— begin SUPPLIED MATERIAL —

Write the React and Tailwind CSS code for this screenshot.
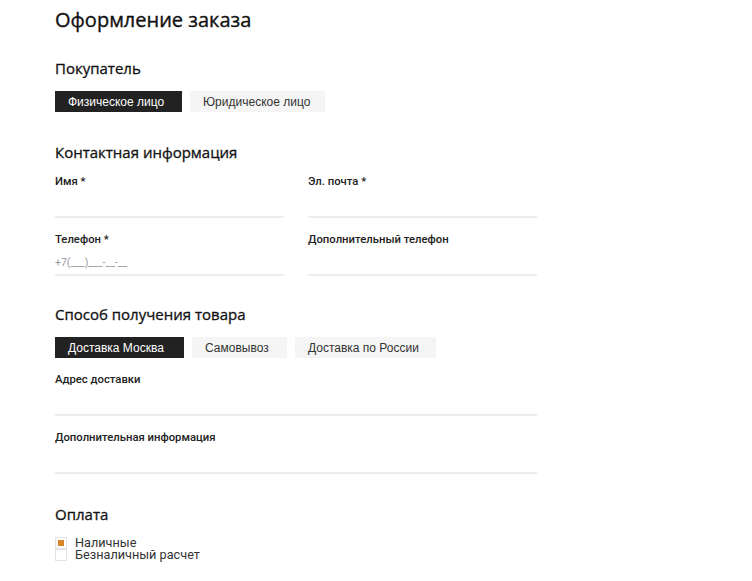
import React, { useState } from 'react'

const heading = "font-['Open_Sans',sans-serif] font-normal text-[15px] text-[#111] leading-5 [-webkit-text-stroke:0.3px_#111]"
const label = "pt-[2px] font-['Roboto',sans-serif] font-medium text-[11.3px] text-[#222] leading-4"
const line = 'h-[2px] bg-[#ececec]'

function Tabs({ items, value, onChange, widths }) {
  return (
    <div className="flex gap-2">
      {items.map((t, i) => (
        <button
          key={t}
          onClick={() => onChange(t)}
          className={`${widths[i]} h-[21px] pl-[13px] text-left font-['Liberation_Sans',Arial,sans-serif] text-[12px] leading-none ${
            value === t ? 'bg-[#222] text-white' : 'bg-[#f5f5f5] text-[#333]'
          }`}
        >
          {t}
        </button>
      ))}
    </div>
  )
}

function Field({ title, placeholder, wide }) {
  return (
    <div className={wide ? 'w-[482px]' : 'w-[229px]'}>
      <div className={label}>{title}</div>
      <div className="flex h-[22px] items-end font-['Roboto',sans-serif] text-[10.5px] leading-[14px] text-[#999]">
        {placeholder}
      </div>
      <div className={`mt-[4px] ${line}`} />
    </div>
  )
}

export default function App() {
  const [buyer, setBuyer] = useState('Физическое лицо')
  const [delivery, setDelivery] = useState('Доставка Москва')
  const [pay, setPay] = useState('cash')

  return (
    <div className="min-h-[581px] w-full bg-white pl-[55px] pt-[6px]">
      <h1 className="font-['Open_Sans',sans-serif] text-[20px] font-normal leading-7 text-[#111] [-webkit-text-stroke:0.35px_#111]">
        Оформление заказа
      </h1>

      <h2 className={`mt-[24px] ${heading}`}>Покупатель</h2>
      <div className="mt-[13px]">
        <Tabs
          items={['Физическое лицо', 'Юридическое лицо']}
          widths={['w-[127px]', 'w-[135px]']}
          value={buyer}
          onChange={setBuyer}
        />
      </div>

      <h2 className={`mt-[30px] ${heading}`}>Контактная информация</h2>
      <div className="mt-[10px] grid w-[482px] grid-cols-[229px_229px] gap-x-[24px] gap-y-[12px]">
        <Field title="Имя *" />
        <Field title="Эл. почта *" />
        <Field title="Телефон *" placeholder="+7(___)___-__-__" />
        <Field title="Дополнительный телефон" />
      </div>

      <h2 className={`mt-[28px] ${heading}`}>Способ получения товара</h2>
      <div className="mt-[13px]">
        <Tabs
          items={['Доставка Москва', 'Самовывоз', 'Доставка по России']}
          widths={['w-[129px]', 'w-[95px]', 'w-[141px]']}
          value={delivery}
          onChange={setDelivery}
        />
      </div>
      <div className="mt-[12px] flex flex-col gap-[12px]">
        <Field title="Адрес доставки" wide />
        <Field title="Дополнительная информация" wide />
      </div>

      <h2 className={`mt-[30px] ${heading}`}>Оплата</h2>
      <div className="mt-[13px] flex flex-col font-['Roboto',sans-serif] text-[12.7px] leading-[12px] text-[#333]">
        {[
          ['cash', 'Наличные'],
          ['card', 'Безналичный расчет'],
        ].map(([k, t]) => (
          <label key={k} className="flex h-[12px] cursor-pointer items-center gap-[8px]" onClick={() => setPay(k)}>
            <span className="flex h-[12px] w-[12px] items-center justify-center border border-[#e3e3e3] bg-white">
              {pay === k && <span className="h-[6px] w-[6px] bg-[#d9862b]" />}
            </span>
            <span>{t}</span>
          </label>
        ))}
      </div>
    </div>
  )
}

— end SUPPLIED MATERIAL —

Reproduce the data verbatim. Do not carry any picture into the copy.

=== EXERCISE ANSWER ===
Write the React and Tailwind CSS code for this screenshot.
import React, { useState } from 'react'

const heading = "font-['Open_Sans',sans-serif] font-normal text-[15px] text-[#111] leading-5 [-webkit-text-stroke:0.3px_#111]"
const label = "pt-[2px] font-['Roboto',sans-serif] font-medium text-[11.3px] text-[#222] leading-4"
const line = 'h-[2px] bg-[#ececec]'

function Tabs({ items, value, onChange, widths }) {
  return (
    <div className="flex gap-2">
      {items.map((t, i) => (
        <button
          key={t}
          onClick={() => onChange(t)}
          className={`${widths[i]} h-[21px] pl-[13px] text-left font-['Liberation_Sans',Arial,sans-serif] text-[12px] leading-none ${
            value === t ? 'bg-[#222] text-white' : 'bg-[#f5f5f5] text-[#333]'
          }`}
        >
          {t}
        </button>
      ))}
    </div>
  )
}

function Field({ title, placeholder, wide }) {
  return (
    <div className={wide ? 'w-[482px]' : 'w-[229px]'}>
      <div className={label}>{title}</div>
      <div className="flex h-[22px] items-end font-['Roboto',sans-serif] text-[10.5px] leading-[14px] text-[#999]">
        {placeholder}
      </div>
      <div className={`mt-[4px] ${line}`} />
    </div>
  )
}

export default function App() {
  const [buyer, setBuyer] = useState('Физическое лицо')
  const [delivery, setDelivery] = useState('Доставка Москва')
  const [pay, setPay] = useState('cash')

  return (
    <div className="min-h-[581px] w-full bg-white pl-[55px] pt-[6px]">
      <h1 className="font-['Open_Sans',sans-serif] text-[20px] font-normal leading-7 text-[#111] [-webkit-text-stroke:0.35px_#111]">
        Оформление заказа
      </h1>

      <h2 className={`mt-[24px] ${heading}`}>Покупатель</h2>
      <div className="mt-[13px]">
        <Tabs
          items={['Физическое лицо', 'Юридическое лицо']}
          widths={['w-[127px]', 'w-[135px]']}
          value={buyer}
          onChange={setBuyer}
        />
      </div>

      <h2 className={`mt-[30px] ${heading}`}>Контактная информация</h2>
      <div className="mt-[10px] grid w-[482px] grid-cols-[229px_229px] gap-x-[24px] gap-y-[12px]">
        <Field title="Имя *" />
        <Field title="Эл. почта *" />
        <Field title="Телефон *" placeholder="+7(___)___-__-__" />
        <Field title="Дополнительный телефон" />
      </div>

      <h2 className={`mt-[28px] ${heading}`}>Способ получения товара</h2>
      <div className="mt-[13px]">
        <Tabs
          items={['Доставка Москва', 'Самовывоз', 'Доставка по России']}
          widths={['w-[129px]', 'w-[95px]', 'w-[141px]']}
          value={delivery}
          onChange={setDelivery}
        />
      </div>
      <div className="mt-[12px] flex flex-col gap-[12px]">
        <Field title="Адрес доставки" wide />
        <Field title="Дополнительная информация" wide />
      </div>

      <h2 className={`mt-[30px] ${heading}`}>Оплата</h2>
      <div className="mt-[13px] flex flex-col font-['Roboto',sans-serif] text-[12.7px] leading-[12px] text-[#333]">
        {[
          ['cash', 'Наличные'],
          ['card', 'Безналичный расчет'],
        ].map(([k, t]) => (
          <label key={k} className="flex h-[12px] cursor-pointer items-center gap-[8px]" onClick={() => setPay(k)}>
            <span className="flex h-[12px] w-[12px] items-center justify-center border border-[#e3e3e3] bg-white">
              {pay === k && <span className="h-[6px] w-[6px] bg-[#d9862b]" />}
            </span>
            <span>{t}</span>
          </label>
        ))}
      </div>
    </div>
  )
}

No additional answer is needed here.